Good news for people applying for a loan for the first time — the government has confirmed that banks cannot reject your loan application just because you have no CIBIL score or a very low score.

Minister of State for Finance Pankaj Chaudhary told the Lok Sabha during the Monsoon Session that the Reserve Bank of India (RBI) has not set any minimum CIBIL score requirement for loan approvals. He added that loan decisions must be based on the bank’s own policy and not only on the applicant’s credit history.

What the Finance Ministry Said?

The clarification is based on RBI’s guidelines, which clearly state that “first-time borrowers’ applications should not be turned down only because they don’t have a credit history.”

Banks are free to check other details such as income, repayment ability, employment, and collateral before approving or rejecting a loan. However, having no credit history alone cannot be a reason for rejection.

What is a CIBIL Score?

A CIBIL score is a three-digit number between 300 and 900 that shows how reliable a person is in repaying loans and credit card dues. It is calculated based on your borrowing and repayment history.

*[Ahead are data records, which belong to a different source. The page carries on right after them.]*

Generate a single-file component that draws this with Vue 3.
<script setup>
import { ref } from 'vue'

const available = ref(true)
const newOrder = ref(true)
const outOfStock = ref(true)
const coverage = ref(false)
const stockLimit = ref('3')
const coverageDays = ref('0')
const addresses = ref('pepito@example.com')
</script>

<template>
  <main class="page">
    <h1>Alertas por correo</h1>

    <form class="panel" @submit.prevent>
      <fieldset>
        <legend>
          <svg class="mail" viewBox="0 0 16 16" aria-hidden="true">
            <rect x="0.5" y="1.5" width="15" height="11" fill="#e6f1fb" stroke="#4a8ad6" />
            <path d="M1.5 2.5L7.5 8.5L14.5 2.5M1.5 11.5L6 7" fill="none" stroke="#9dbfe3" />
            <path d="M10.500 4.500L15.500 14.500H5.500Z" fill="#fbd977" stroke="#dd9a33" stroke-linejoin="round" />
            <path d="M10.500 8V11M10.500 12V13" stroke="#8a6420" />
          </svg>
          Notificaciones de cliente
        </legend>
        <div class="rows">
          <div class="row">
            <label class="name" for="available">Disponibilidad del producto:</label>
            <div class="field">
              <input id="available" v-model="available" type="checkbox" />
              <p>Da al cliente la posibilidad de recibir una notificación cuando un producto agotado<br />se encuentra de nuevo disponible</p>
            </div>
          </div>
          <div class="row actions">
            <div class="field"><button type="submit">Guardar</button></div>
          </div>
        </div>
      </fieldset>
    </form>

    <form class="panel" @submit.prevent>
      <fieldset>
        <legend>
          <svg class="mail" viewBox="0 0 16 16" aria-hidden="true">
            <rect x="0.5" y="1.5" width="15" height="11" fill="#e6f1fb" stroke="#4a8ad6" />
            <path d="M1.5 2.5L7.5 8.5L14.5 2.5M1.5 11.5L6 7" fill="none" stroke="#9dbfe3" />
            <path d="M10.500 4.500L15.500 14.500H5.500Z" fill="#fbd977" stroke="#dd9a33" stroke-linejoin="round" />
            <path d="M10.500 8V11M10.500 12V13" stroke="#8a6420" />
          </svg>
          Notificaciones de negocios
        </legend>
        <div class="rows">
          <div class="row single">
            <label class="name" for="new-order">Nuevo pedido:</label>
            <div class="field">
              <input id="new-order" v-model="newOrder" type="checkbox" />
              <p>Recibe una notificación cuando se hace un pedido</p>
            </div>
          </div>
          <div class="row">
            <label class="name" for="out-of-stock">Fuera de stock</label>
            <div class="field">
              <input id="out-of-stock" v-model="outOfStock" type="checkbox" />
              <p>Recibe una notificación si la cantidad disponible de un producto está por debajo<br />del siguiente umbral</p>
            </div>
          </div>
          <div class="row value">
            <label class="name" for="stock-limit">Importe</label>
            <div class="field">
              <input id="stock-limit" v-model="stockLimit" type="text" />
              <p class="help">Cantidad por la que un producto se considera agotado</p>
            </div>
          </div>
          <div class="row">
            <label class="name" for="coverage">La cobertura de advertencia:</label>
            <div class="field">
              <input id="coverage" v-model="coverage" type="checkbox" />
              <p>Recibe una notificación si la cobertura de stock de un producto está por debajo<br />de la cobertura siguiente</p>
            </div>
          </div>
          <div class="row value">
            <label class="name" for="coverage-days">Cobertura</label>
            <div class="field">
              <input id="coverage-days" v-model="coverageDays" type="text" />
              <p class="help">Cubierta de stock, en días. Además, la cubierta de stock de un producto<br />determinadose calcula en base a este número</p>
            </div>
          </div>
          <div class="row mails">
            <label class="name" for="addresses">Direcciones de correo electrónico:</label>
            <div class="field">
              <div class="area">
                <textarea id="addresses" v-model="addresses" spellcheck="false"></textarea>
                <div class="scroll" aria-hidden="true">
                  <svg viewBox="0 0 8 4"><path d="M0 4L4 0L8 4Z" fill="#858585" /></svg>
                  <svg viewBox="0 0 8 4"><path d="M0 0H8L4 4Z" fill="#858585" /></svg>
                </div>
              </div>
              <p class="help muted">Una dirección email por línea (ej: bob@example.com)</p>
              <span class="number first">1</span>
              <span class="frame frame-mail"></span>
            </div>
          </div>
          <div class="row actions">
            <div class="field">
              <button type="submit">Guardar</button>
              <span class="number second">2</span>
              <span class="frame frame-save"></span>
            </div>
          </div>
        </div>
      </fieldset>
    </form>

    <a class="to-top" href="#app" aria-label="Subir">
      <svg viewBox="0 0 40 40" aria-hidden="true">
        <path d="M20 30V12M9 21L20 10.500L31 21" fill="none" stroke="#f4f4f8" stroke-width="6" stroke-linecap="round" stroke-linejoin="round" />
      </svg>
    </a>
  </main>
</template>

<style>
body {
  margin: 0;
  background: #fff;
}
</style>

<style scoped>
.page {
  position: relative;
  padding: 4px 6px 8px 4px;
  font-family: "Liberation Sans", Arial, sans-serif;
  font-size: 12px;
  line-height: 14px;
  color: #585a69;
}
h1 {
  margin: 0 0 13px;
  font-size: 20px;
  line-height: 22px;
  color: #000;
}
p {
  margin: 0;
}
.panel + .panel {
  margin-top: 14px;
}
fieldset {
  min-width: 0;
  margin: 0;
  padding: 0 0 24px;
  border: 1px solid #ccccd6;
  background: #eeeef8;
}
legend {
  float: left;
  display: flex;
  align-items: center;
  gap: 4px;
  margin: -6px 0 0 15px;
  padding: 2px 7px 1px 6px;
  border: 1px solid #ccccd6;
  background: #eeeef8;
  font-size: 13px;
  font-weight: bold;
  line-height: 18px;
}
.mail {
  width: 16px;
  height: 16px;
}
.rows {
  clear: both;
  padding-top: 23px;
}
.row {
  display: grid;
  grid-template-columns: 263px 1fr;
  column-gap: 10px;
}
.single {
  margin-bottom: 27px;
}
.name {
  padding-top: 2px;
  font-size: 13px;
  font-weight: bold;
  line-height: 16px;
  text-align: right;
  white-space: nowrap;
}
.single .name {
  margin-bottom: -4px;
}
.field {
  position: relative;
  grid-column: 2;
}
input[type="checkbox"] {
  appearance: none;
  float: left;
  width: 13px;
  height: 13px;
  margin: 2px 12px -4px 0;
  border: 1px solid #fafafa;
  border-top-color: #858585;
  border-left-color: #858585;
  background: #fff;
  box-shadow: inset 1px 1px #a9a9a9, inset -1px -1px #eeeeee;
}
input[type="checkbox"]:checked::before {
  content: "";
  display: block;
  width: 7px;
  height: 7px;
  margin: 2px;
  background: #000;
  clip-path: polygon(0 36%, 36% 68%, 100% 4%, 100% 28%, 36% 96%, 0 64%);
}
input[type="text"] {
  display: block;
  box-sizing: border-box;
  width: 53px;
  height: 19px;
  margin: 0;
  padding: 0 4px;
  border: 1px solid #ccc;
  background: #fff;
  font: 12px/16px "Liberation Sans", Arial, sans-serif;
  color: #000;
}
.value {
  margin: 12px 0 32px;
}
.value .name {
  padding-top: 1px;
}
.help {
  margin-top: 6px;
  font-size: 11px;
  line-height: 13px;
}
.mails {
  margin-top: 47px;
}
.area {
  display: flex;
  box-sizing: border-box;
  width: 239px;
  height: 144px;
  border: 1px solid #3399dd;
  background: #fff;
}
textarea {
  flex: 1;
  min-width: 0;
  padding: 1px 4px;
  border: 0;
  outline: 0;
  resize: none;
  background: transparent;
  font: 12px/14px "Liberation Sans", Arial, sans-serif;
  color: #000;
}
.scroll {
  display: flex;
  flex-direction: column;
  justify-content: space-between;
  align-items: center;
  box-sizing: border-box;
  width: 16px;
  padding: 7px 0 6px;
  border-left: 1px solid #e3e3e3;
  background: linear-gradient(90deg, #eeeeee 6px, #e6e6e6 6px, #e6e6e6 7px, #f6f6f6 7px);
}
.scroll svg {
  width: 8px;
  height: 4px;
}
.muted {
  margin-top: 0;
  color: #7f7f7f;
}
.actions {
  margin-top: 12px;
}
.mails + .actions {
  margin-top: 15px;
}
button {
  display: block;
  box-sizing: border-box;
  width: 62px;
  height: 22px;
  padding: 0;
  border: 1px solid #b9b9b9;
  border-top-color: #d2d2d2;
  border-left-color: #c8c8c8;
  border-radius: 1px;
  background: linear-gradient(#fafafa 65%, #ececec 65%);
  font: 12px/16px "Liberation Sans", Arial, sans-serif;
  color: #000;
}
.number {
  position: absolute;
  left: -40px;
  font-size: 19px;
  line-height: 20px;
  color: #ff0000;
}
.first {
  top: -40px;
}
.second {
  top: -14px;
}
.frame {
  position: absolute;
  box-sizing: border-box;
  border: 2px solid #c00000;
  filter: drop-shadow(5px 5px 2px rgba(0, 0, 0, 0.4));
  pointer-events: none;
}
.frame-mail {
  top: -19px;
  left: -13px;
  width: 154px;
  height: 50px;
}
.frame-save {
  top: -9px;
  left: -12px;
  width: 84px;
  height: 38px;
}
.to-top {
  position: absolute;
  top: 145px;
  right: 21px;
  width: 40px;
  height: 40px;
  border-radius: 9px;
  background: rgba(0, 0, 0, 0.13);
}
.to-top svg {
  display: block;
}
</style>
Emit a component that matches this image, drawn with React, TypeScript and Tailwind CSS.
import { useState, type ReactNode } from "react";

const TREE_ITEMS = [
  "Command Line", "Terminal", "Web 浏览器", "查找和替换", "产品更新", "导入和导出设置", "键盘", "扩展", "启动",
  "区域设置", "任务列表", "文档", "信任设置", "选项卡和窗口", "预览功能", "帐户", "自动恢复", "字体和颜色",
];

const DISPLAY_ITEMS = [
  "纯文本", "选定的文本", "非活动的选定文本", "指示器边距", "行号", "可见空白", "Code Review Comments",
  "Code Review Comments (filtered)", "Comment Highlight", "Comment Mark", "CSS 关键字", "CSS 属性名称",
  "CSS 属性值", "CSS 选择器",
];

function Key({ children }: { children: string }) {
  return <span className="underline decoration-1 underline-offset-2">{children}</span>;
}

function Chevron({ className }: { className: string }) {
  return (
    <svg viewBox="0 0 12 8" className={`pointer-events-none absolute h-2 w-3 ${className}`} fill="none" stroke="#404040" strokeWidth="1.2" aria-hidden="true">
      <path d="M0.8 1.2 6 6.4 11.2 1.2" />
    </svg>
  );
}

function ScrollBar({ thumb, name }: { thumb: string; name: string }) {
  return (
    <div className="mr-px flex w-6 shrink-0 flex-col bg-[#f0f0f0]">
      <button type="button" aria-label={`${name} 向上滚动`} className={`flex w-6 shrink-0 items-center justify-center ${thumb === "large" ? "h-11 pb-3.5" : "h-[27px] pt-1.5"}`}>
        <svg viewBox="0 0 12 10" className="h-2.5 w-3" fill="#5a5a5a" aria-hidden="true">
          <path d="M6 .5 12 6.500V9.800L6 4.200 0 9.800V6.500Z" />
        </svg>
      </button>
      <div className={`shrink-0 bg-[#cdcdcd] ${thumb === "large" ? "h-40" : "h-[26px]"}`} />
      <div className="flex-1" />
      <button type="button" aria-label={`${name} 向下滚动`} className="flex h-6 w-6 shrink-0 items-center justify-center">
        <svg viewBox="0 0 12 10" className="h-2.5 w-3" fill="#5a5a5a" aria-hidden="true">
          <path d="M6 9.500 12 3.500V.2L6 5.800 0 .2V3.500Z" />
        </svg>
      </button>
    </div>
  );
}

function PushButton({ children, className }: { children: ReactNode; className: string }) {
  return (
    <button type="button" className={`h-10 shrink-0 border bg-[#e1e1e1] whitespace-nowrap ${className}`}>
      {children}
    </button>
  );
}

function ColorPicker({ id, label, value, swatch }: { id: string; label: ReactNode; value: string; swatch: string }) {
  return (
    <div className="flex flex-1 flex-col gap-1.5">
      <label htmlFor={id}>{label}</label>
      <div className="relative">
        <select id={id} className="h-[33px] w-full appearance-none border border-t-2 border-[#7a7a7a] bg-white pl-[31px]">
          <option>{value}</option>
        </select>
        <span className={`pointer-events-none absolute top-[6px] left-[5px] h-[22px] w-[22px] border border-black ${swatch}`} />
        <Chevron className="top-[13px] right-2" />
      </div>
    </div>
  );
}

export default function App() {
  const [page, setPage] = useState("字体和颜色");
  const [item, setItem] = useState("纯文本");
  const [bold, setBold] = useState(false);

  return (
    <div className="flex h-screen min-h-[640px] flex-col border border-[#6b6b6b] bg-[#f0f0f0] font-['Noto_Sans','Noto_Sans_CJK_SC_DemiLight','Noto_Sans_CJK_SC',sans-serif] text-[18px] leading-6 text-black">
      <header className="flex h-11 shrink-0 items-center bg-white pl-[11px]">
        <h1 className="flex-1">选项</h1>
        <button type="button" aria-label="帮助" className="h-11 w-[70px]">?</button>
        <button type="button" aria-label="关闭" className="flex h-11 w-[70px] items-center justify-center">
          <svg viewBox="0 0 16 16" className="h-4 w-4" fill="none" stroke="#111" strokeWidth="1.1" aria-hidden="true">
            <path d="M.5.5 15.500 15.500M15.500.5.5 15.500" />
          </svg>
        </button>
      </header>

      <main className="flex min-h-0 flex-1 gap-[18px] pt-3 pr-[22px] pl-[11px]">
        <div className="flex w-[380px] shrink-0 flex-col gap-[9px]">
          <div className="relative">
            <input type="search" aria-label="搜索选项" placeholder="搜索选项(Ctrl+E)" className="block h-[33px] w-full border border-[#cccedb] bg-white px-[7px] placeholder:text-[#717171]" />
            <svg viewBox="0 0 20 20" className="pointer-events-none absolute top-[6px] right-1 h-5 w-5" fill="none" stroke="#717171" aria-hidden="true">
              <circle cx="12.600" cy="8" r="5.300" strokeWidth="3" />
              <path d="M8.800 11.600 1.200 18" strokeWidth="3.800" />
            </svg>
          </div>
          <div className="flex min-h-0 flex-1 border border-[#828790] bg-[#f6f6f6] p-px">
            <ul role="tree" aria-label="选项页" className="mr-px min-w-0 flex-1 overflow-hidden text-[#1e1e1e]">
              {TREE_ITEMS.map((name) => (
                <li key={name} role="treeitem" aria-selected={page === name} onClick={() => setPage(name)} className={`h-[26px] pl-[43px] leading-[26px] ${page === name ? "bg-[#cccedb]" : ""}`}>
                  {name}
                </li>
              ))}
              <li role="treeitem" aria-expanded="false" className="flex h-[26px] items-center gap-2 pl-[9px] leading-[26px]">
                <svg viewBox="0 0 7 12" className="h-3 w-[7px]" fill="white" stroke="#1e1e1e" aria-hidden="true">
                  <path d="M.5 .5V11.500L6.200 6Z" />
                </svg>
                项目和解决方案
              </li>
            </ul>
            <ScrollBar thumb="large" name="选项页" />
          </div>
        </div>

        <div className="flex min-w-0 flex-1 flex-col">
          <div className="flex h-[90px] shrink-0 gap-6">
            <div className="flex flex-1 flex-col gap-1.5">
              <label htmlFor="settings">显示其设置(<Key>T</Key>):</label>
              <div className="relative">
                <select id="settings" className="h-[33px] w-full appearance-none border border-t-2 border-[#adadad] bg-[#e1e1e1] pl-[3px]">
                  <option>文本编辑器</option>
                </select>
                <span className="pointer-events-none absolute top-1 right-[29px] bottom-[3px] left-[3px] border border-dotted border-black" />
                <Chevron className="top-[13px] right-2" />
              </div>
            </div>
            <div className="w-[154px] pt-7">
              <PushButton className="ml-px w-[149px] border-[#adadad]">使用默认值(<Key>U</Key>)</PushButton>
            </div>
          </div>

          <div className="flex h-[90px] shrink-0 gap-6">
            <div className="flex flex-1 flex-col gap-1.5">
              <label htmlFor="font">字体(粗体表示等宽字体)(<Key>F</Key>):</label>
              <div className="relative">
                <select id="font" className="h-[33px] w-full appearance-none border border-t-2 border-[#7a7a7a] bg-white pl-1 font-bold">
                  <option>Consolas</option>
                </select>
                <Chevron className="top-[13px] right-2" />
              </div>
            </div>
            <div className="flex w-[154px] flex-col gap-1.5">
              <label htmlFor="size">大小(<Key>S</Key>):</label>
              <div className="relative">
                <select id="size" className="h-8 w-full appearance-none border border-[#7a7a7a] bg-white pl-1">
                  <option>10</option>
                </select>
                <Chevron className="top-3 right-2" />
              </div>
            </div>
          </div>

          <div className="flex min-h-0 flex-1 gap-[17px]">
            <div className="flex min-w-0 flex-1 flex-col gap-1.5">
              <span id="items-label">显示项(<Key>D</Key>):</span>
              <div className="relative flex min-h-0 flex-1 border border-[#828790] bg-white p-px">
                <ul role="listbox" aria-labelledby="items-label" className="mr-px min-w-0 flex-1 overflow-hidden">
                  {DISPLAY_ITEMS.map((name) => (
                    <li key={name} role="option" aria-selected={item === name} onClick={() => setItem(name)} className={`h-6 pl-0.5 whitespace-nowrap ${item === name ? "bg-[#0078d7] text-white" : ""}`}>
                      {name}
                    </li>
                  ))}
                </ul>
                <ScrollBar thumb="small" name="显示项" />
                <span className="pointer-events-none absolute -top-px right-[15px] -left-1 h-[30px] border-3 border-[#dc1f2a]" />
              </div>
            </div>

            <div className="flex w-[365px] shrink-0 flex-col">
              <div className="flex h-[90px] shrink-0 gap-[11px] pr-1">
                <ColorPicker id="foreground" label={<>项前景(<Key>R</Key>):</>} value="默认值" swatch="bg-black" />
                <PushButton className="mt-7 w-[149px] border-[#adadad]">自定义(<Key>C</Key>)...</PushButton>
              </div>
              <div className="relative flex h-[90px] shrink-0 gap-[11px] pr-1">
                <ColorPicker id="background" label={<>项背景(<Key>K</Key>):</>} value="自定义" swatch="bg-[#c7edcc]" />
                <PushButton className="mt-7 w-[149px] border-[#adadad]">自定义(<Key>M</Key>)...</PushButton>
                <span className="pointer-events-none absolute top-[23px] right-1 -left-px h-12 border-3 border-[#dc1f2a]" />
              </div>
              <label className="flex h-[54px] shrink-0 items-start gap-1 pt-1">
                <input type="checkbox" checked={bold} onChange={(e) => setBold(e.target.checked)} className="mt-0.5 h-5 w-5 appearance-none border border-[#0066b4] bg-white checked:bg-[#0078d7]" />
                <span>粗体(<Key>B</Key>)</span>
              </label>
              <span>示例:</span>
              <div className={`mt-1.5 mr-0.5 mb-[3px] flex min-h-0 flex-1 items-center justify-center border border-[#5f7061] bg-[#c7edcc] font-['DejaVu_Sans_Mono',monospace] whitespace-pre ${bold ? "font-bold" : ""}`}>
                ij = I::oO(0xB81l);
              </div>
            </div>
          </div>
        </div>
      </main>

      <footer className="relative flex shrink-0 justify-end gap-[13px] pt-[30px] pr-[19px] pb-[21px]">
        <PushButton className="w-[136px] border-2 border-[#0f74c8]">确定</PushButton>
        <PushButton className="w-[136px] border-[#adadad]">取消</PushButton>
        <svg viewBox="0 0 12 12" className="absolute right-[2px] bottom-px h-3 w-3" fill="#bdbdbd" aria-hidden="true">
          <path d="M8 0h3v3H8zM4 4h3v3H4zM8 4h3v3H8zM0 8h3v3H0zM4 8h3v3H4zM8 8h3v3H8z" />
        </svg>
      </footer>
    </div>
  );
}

In India, four credit bureaus are licensed by RBI –  CIBIL (TransUnion), Experian, Equifax, and CRIF High Mark. Banks usually check your score from these agencies when you apply for credit.

What This Means for First-Time Borrowers

The government decision will help young professionals, gig workers, and small business owners who are new to formal credit. It ensures that people entering the financial system for the first time are not blocked only because they have no past record.

With this move, the government and RBI aim to boost financial inclusion and make loans accessible to millions of first-time borrowers across India.